* START Provided material *
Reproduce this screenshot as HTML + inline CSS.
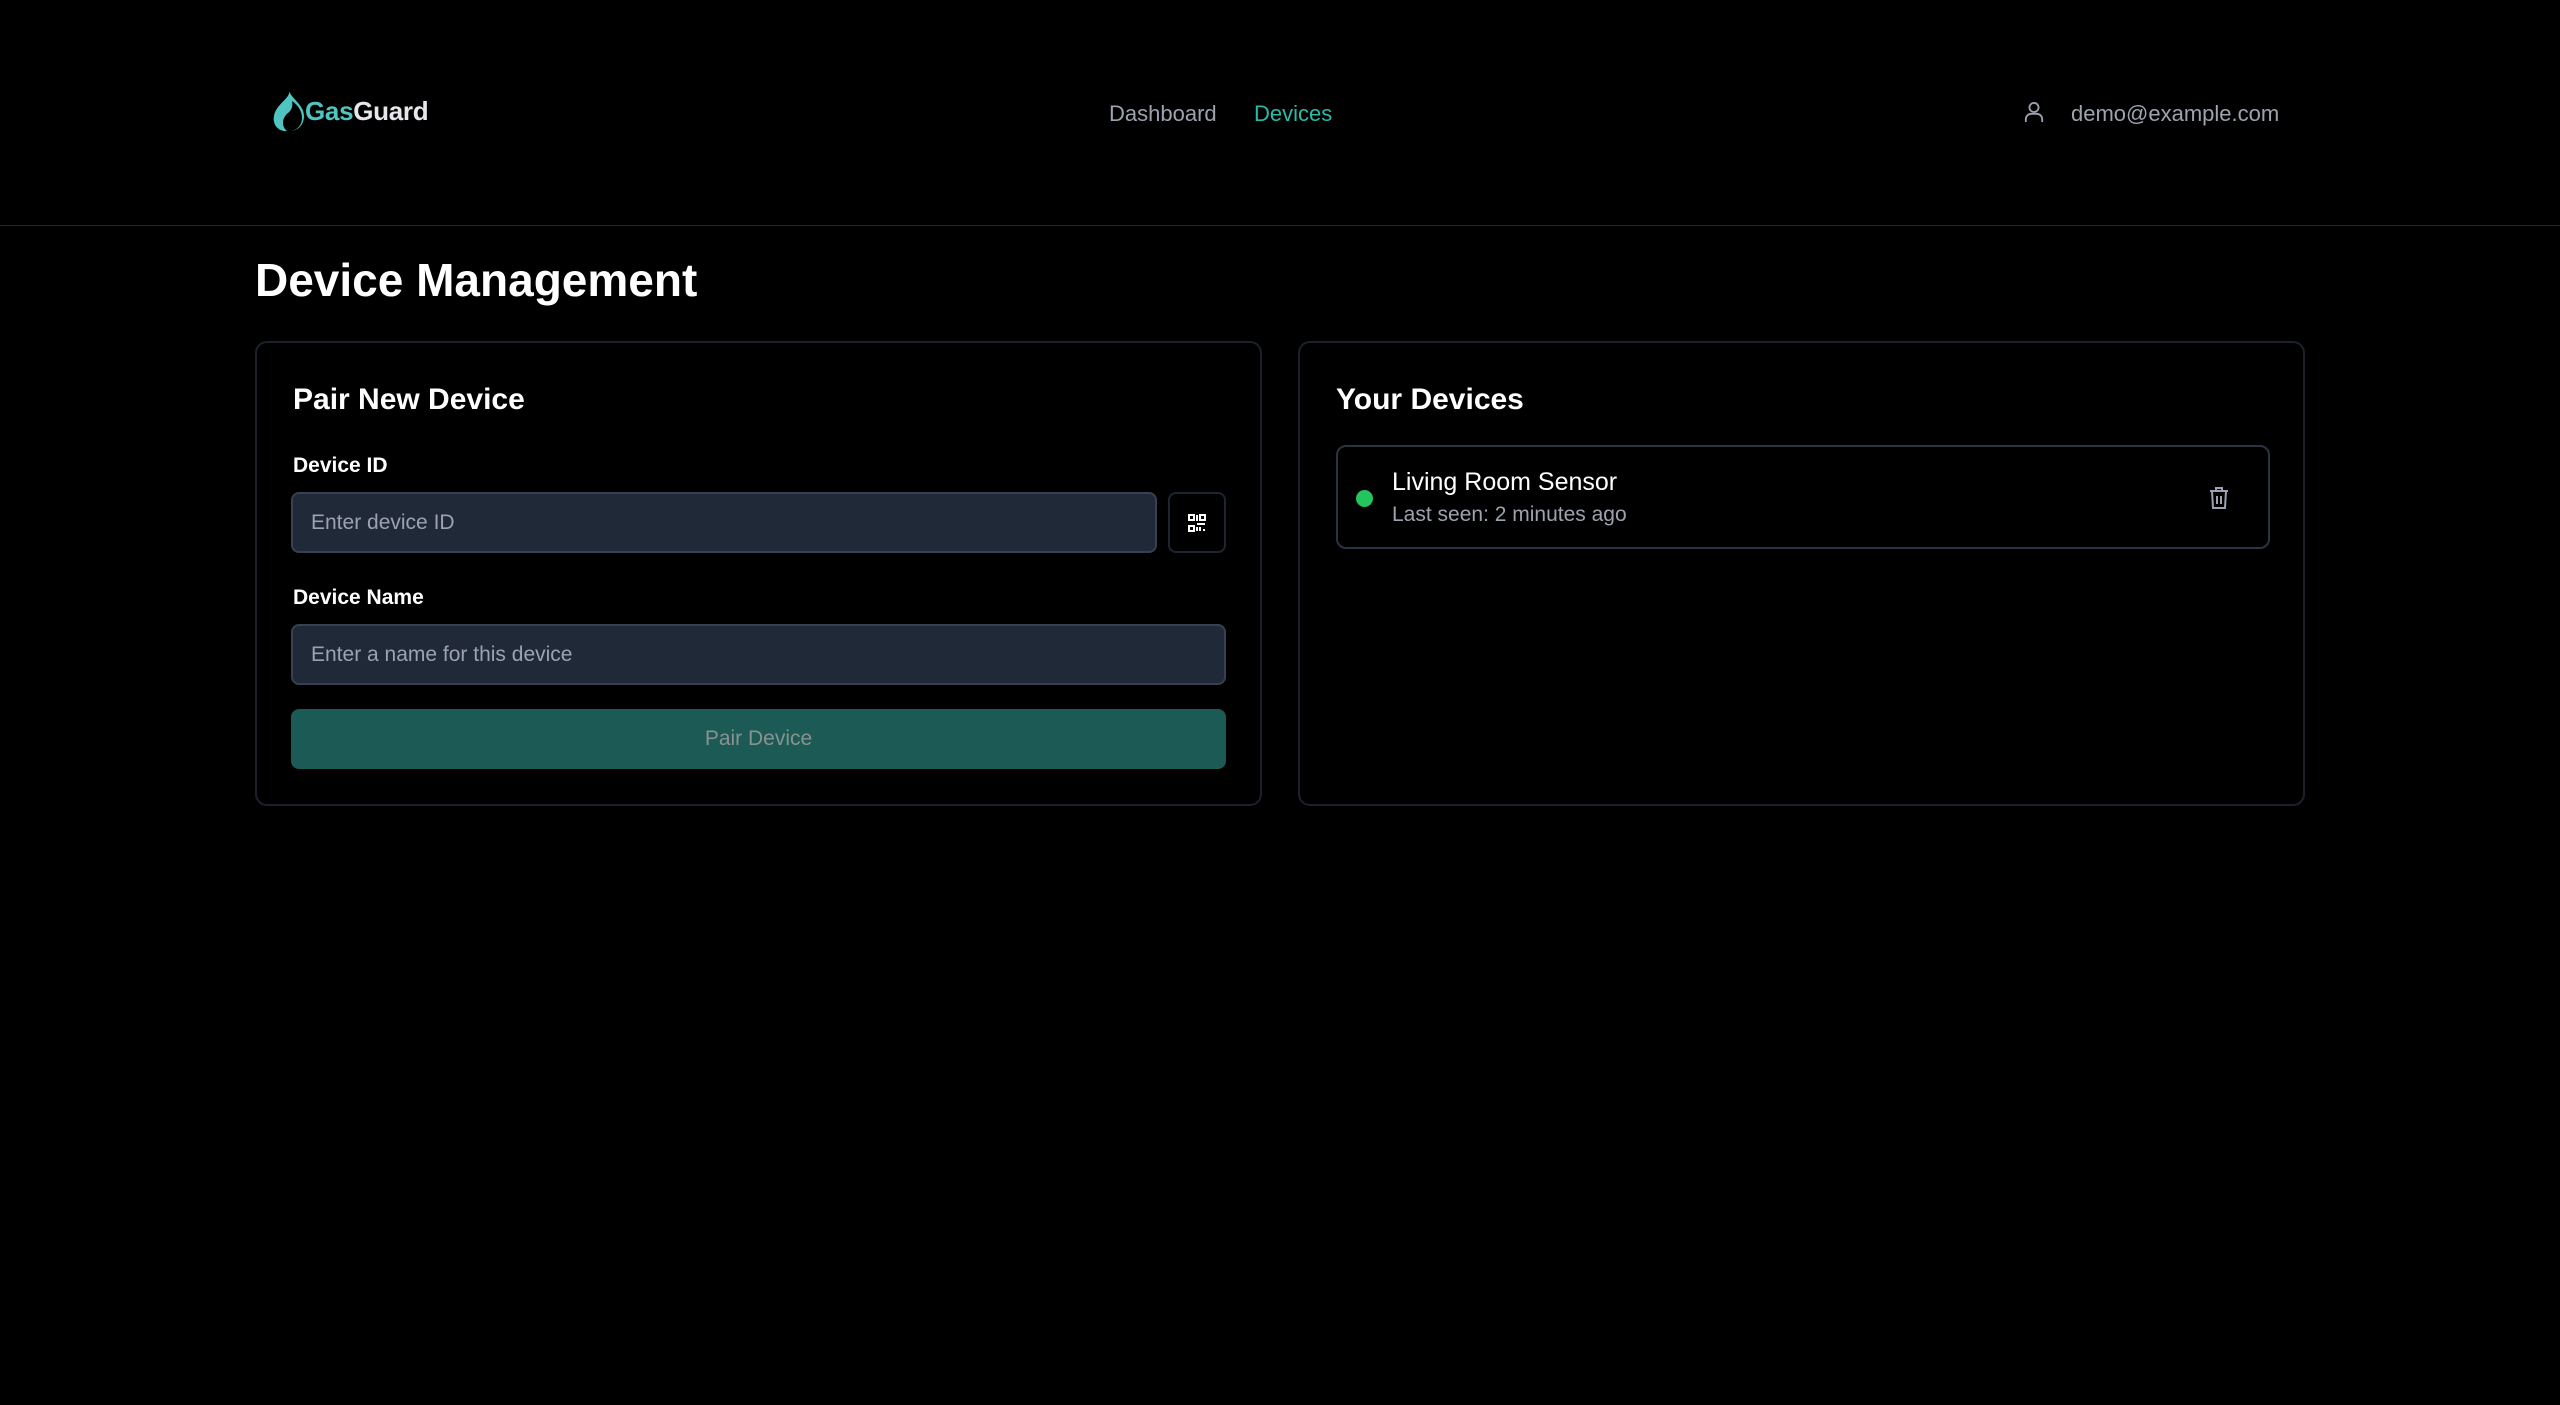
<!DOCTYPE html>
<html><head><meta charset="utf-8"><style>
*{box-sizing:border-box;margin:0;padding:0}
body{width:2560px;height:1405px;background:#000;font-family:"Liberation Sans",sans-serif;color:#fff;position:relative;overflow:hidden}
.abs{position:absolute}
.hdr{left:0;top:0;width:2560px;height:226px;border-bottom:1px solid #1f2532}
.logo{left:272px;top:90px;display:flex;align-items:center}
.logo span{font-size:26px;font-weight:bold;letter-spacing:-0.3px}
.nav{top:101px;font-size:22px}
.card{border:2px solid #1c212b;border-radius:12px;background:#000}
h2{font-size:30px;font-weight:bold;position:absolute}
.lbl{font-size:21px;font-weight:bold;position:absolute;left:36px}
.inp{position:absolute;background:#1f2937;border:2px solid #374151;border-radius:8px;color:#9ca3af;font-size:21px;padding-left:18px;display:flex;align-items:center}
</style></head><body>
<div class="abs hdr"></div>
<div class="abs logo">
<svg width="32" height="42" viewBox="0 0 32 42"><path d="M17 1C19 8 4 14 2 26c-2 10 6 16 13 15C9 36 10 28 16 23c4-3 5-8 4-12 6 4 10 10 10 17 0 8-6 13-13 13 9 0 15-6 15-15C32 15 20 9 17 1z" fill="#4fc4c0"/></svg>
<span style="color:#4fc4c0;margin-left:1px">Gas</span><span style="color:#e5e7eb">Guard</span>
</div>
<div class="abs nav" style="left:1109px;color:#9ca3af">Dashboard</div>
<div class="abs nav" style="left:1254px;color:#2cb8a6">Devices</div>
<svg class="abs" style="left:2024px;top:101px" width="20" height="22" viewBox="0 0 22 24" fill="none" stroke="#9ca3af" stroke-width="2"><circle cx="11" cy="7" r="5"/><path d="M2 23v-3a6 6 0 0 1 6-6h6a6 6 0 0 1 6 6v3"/></svg>
<div class="abs nav" style="left:2071px;color:#9ca3af">demo@example.com</div>

<div class="abs" style="left:255px;top:253px;font-size:46px;font-weight:bold">Device Management</div>

<div class="abs card" style="left:255px;top:341px;width:1007px;height:465px">
<h2 style="left:36px;top:40px">Pair New Device</h2>
<div class="lbl" style="top:111px">Device ID</div>
<div class="inp" style="left:34px;top:149px;width:866px;height:61px">Enter device ID</div>
<div class="abs" style="left:911px;top:149px;width:58px;height:61px;border:2px solid #1f2530;border-radius:8px;display:flex;align-items:center;justify-content:center">
<svg width="20" height="20" viewBox="0 0 20 20" fill="none" stroke="#fff" stroke-width="2"><rect x="2" y="2" width="5" height="5"/><rect x="13" y="2" width="5" height="5"/><rect x="2" y="13" width="5" height="5"/><path d="M10 2v6M10 11h8M13 14v4M16 17h2M10 14v4"/></svg></div>
<div class="lbl" style="top:243px">Device Name</div>
<div class="inp" style="left:34px;top:281px;width:935px;height:61px">Enter a name for this device</div>
<div class="abs" style="left:34px;top:366px;width:935px;height:60px;background:#1b5a55;border-radius:8px;color:#8a9290;font-size:21px;display:flex;align-items:center;justify-content:center">Pair Device</div>
</div>

<div class="abs card" style="left:1298px;top:341px;width:1007px;height:465px">
<h2 style="left:36px;top:40px">Your Devices</h2>
<div class="abs" style="left:36px;top:102px;width:934px;height:104px;border:2px solid #2c3340;border-radius:10px">
<div class="abs" style="left:18px;top:43px;width:17px;height:17px;border-radius:50%;background:#22c55e"></div>
<div class="abs" style="left:54px;top:21px;font-size:25px">Living Room Sensor</div>
<div class="abs" style="left:54px;top:56px;font-size:21px;color:#9ca3af">Last seen: 2 minutes ago</div>
<svg class="abs" style="left:870px;top:38px" width="22" height="26" viewBox="0 0 22 26" fill="none" stroke="#9ca3af" stroke-width="2"><path d="M2 6h18M8 6V3h6v3M4 6l1 17h12l1-17M9 11v8M13 11v8"/></svg>
</div>
</div>
</body></html>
* END Provided material *
Extract every line of the data exactly; pictures stay out.

Reproduce this screenshot as HTML + inline CSS.
<!DOCTYPE html>
<html><head><meta charset="utf-8"><style>
*{box-sizing:border-box;margin:0;padding:0}
body{width:2560px;height:1405px;background:#000;font-family:"Liberation Sans",sans-serif;color:#fff;position:relative;overflow:hidden}
.abs{position:absolute}
.hdr{left:0;top:0;width:2560px;height:226px;border-bottom:1px solid #1f2532}
.logo{left:272px;top:90px;display:flex;align-items:center}
.logo span{font-size:26px;font-weight:bold;letter-spacing:-0.3px}
.nav{top:101px;font-size:22px}
.card{border:2px solid #1c212b;border-radius:12px;background:#000}
h2{font-size:30px;font-weight:bold;position:absolute}
.lbl{font-size:21px;font-weight:bold;position:absolute;left:36px}
.inp{position:absolute;background:#1f2937;border:2px solid #374151;border-radius:8px;color:#9ca3af;font-size:21px;padding-left:18px;display:flex;align-items:center}
</style></head><body>
<div class="abs hdr"></div>
<div class="abs logo">
<svg width="32" height="42" viewBox="0 0 32 42"><path d="M17 1C19 8 4 14 2 26c-2 10 6 16 13 15C9 36 10 28 16 23c4-3 5-8 4-12 6 4 10 10 10 17 0 8-6 13-13 13 9 0 15-6 15-15C32 15 20 9 17 1z" fill="#4fc4c0"/></svg>
<span style="color:#4fc4c0;margin-left:1px">Gas</span><span style="color:#e5e7eb">Guard</span>
</div>
<div class="abs nav" style="left:1109px;color:#9ca3af">Dashboard</div>
<div class="abs nav" style="left:1254px;color:#2cb8a6">Devices</div>
<svg class="abs" style="left:2024px;top:101px" width="20" height="22" viewBox="0 0 22 24" fill="none" stroke="#9ca3af" stroke-width="2"><circle cx="11" cy="7" r="5"/><path d="M2 23v-3a6 6 0 0 1 6-6h6a6 6 0 0 1 6 6v3"/></svg>
<div class="abs nav" style="left:2071px;color:#9ca3af">demo@example.com</div>

<div class="abs" style="left:255px;top:253px;font-size:46px;font-weight:bold">Device Management</div>

<div class="abs card" style="left:255px;top:341px;width:1007px;height:465px">
<h2 style="left:36px;top:40px">Pair New Device</h2>
<div class="lbl" style="top:111px">Device ID</div>
<div class="inp" style="left:34px;top:149px;width:866px;height:61px">Enter device ID</div>
<div class="abs" style="left:911px;top:149px;width:58px;height:61px;border:2px solid #1f2530;border-radius:8px;display:flex;align-items:center;justify-content:center">
<svg width="20" height="20" viewBox="0 0 20 20" fill="none" stroke="#fff" stroke-width="2"><rect x="2" y="2" width="5" height="5"/><rect x="13" y="2" width="5" height="5"/><rect x="2" y="13" width="5" height="5"/><path d="M10 2v6M10 11h8M13 14v4M16 17h2M10 14v4"/></svg></div>
<div class="lbl" style="top:243px">Device Name</div>
<div class="inp" style="left:34px;top:281px;width:935px;height:61px">Enter a name for this device</div>
<div class="abs" style="left:34px;top:366px;width:935px;height:60px;background:#1b5a55;border-radius:8px;color:#8a9290;font-size:21px;display:flex;align-items:center;justify-content:center">Pair Device</div>
</div>

<div class="abs card" style="left:1298px;top:341px;width:1007px;height:465px">
<h2 style="left:36px;top:40px">Your Devices</h2>
<div class="abs" style="left:36px;top:102px;width:934px;height:104px;border:2px solid #2c3340;border-radius:10px">
<div class="abs" style="left:18px;top:43px;width:17px;height:17px;border-radius:50%;background:#22c55e"></div>
<div class="abs" style="left:54px;top:21px;font-size:25px">Living Room Sensor</div>
<div class="abs" style="left:54px;top:56px;font-size:21px;color:#9ca3af">Last seen: 2 minutes ago</div>
<svg class="abs" style="left:870px;top:38px" width="22" height="26" viewBox="0 0 22 26" fill="none" stroke="#9ca3af" stroke-width="2"><path d="M2 6h18M8 6V3h6v3M4 6l1 17h12l1-17M9 11v8M13 11v8"/></svg>
</div>
</div>
</body></html>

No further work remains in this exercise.